> What the task asks
The line containing "string; rows: Row[];" marks the end: extract everything from the first line of the data through that line, exactly, with no pictures.

> Data lines
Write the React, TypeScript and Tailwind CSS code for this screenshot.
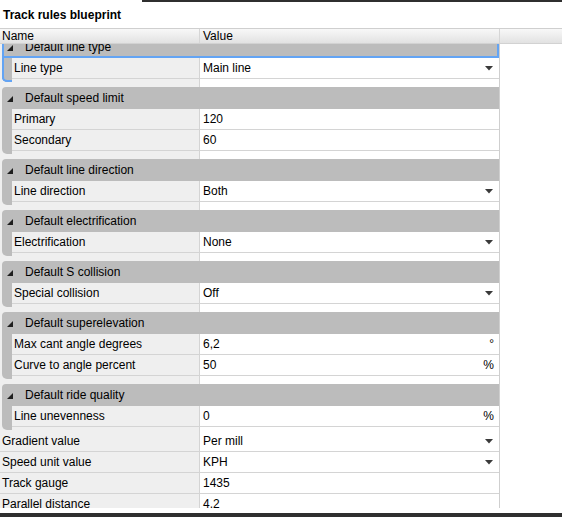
import React from 'react';

type Row = { name: string; value: string; dropdown?: boolean; unit?: string };
type Group = { title: string; rows: Row[]; selected?: boolean };

const GROUPS: Group[] = [
  { title: 'Default line type', selected: true, rows: [{ name: 'Line type', value: 'Main line', dropdown: true }] },
  {
    title: 'Default speed limit',
    rows: [
      { name: 'Primary', value: '120' },
      { name: 'Secondary', value: '60' },
    ],
  },
  { title: 'Default line direction', rows: [{ name: 'Line direction', value: 'Both', dropdown: true }] },
  { title: 'Default electrification', rows: [{ name: 'Electrification', value: 'None', dropdown: true }] },
  { title: 'Default S collision', rows: [{ name: 'Special collision', value: 'Off', dropdown: true }] },
  {
    title: 'Default superelevation',
    rows: [
      { name: 'Max cant angle degrees', value: '6,2', unit: '°' },
      { name: 'Curve to angle percent', value: '50', unit: '%' },
    ],
  },
  { title: 'Default ride quality', rows: [{ name: 'Line unevenness', value: '0', unit: '%' }] },
];

const LOOSE_ROWS: Row[] = [
  { name: 'Gradient value', value: 'Per mill', dropdown: true },
  { name: 'Speed unit value', value: 'KPH', dropdown: true },
  { name: 'Track gauge', value: '1435' },
  { name: 'Parallel distance', value: '4,2' },
];

const Arrow = () => (
  <svg width="8" height="5" viewBox="0 0 8 5" className="mr-[6px] shrink-0">
    <polygon points="0,0 8,0 4,4.5" fill="#3a3a3a" />
  </svg>
);

const Expanded = () => (
  <svg width="6" height="6" viewBox="0 0 6 6" className="ml-[5px] mr-[12px] mt-[2px] shrink-0">
    <polygon points="6,0 6,6 0,6" fill="#1e1e1e" />
  </svg>
);

const ValueCell = ({ row }: { row: Row }) => (
  <div className="flex-1 flex items-center bg-white pl-[3px]">
    <span className="flex-1">{row.value}</span>
    {row.dropdown && <Arrow />}
    {row.unit && <span className="mr-[5px]">{row.unit}</span>}
  </div>
);

const GroupBlock = ({ group, last }: { group: Group; last: boolean }) => (
  <div className="bg-[#efefef] pl-[2px]">
    <div
      className={
        'h-[22px] flex items-center bg-[#bcbcbc] rounded-tl-[4px] ' +
        (group.selected
          ? 'shadow-[inset_2px_0_0_#63a4f4,inset_-2px_0_0_#63a4f4,inset_0_-2px_0_#63a4f4]'
          : '')
      }
    >
      <Expanded />
      <span>{group.title}</span>
    </div>
    <div className="flex">
      <div
        className={
          'w-[10px] -mb-[3px] bg-[#bcbcbc] rounded-bl-[5px] relative z-10 ' +
          (group.selected ? 'shadow-[inset_2px_0_0_#63a4f4,inset_0_-2px_0_#63a4f4]' : '')
        }
      />
      <div className="flex-1">
        {group.rows.map((row) => (
          <div key={row.name} className="h-[21px] flex border-b border-[#d4d4d4]">
            <div className="w-[188px] flex items-center pl-[2px] bg-[#efefef] border-r border-[#d4d4d4]">
              {row.name}
            </div>
            <ValueCell row={row} />
          </div>
        ))}
      </div>
    </div>
    <div className={(last ? 'h-[4px]' : 'h-[8px]') + ' flex -ml-[2px]'}>
      <div className="w-[200px] bg-[#efefef] border-r border-[#d4d4d4]" />
      <div className="flex-1 bg-white" />
    </div>
  </div>
);

const App: React.FC = () => {
  return (
    <div className="w-[562px] h-[517px] bg-white flex flex-col overflow-hidden text-[12px] leading-none text-black font-['Liberation_Sans',Arial,sans-serif]">
      <div className="h-[2px] flex shrink-0">
        <div className="w-[142px] bg-white" />
        <div className="flex-1 bg-[#2f2f2f]" />
      </div>
      <div className="h-[27px] shrink-0 flex items-center pl-[3px] font-bold border-b border-[#cfcfcf]">
        Track rules blueprint
      </div>
      <div className="h-[15px] shrink-0 flex bg-gradient-to-b from-[#f8f8f8] to-[#e2e2e2] border-b border-[#d2d2d2] relative z-20">
        <div className="w-[200px] flex items-center pl-[2px] border-r border-[#d6d6d6]">Name</div>
        <div className="w-[300px] flex items-center pl-[3px] border-r border-[#d6d6d6]">Value</div>
        <div className="flex-1" />
      </div>
      <div className="h-[464px] shrink-0 flex overflow-hidden">
        <div className="w-[500px] border-r border-[#cfcfcf]">
          <div className="-mt-[8px]">
            {GROUPS.map((g, i) => (
              <GroupBlock key={g.title} group={g} last={i === GROUPS.length - 1} />
            ))}
            {LOOSE_ROWS.map((row) => (
              <div key={row.name} className="h-[21px] flex border-b border-[#d4d4d4]">
                <div className="w-[200px] flex items-center pl-[2px] bg-[#efefef] border-r border-[#d4d4d4]">
                  {row.name}
                </div>
                <ValueCell row={row} />
              </div>
            ))}
          </div>
        </div>
        <div className="flex-1 bg-white" />
      </div>
      <div className="h-[5px] shrink-0 bg-white" />
      <div className="h-[4px] shrink-0 bg-[#2f2f2f]" />
    </div>
  );
};

export default App;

> Exercise answer
Write the React, TypeScript and Tailwind CSS code for this screenshot.
import React from 'react';

type Row = { name: string; value: string; dropdown?: boolean; unit?: string };
type Group = { title: string; rows: Row[]; selected?: boolean };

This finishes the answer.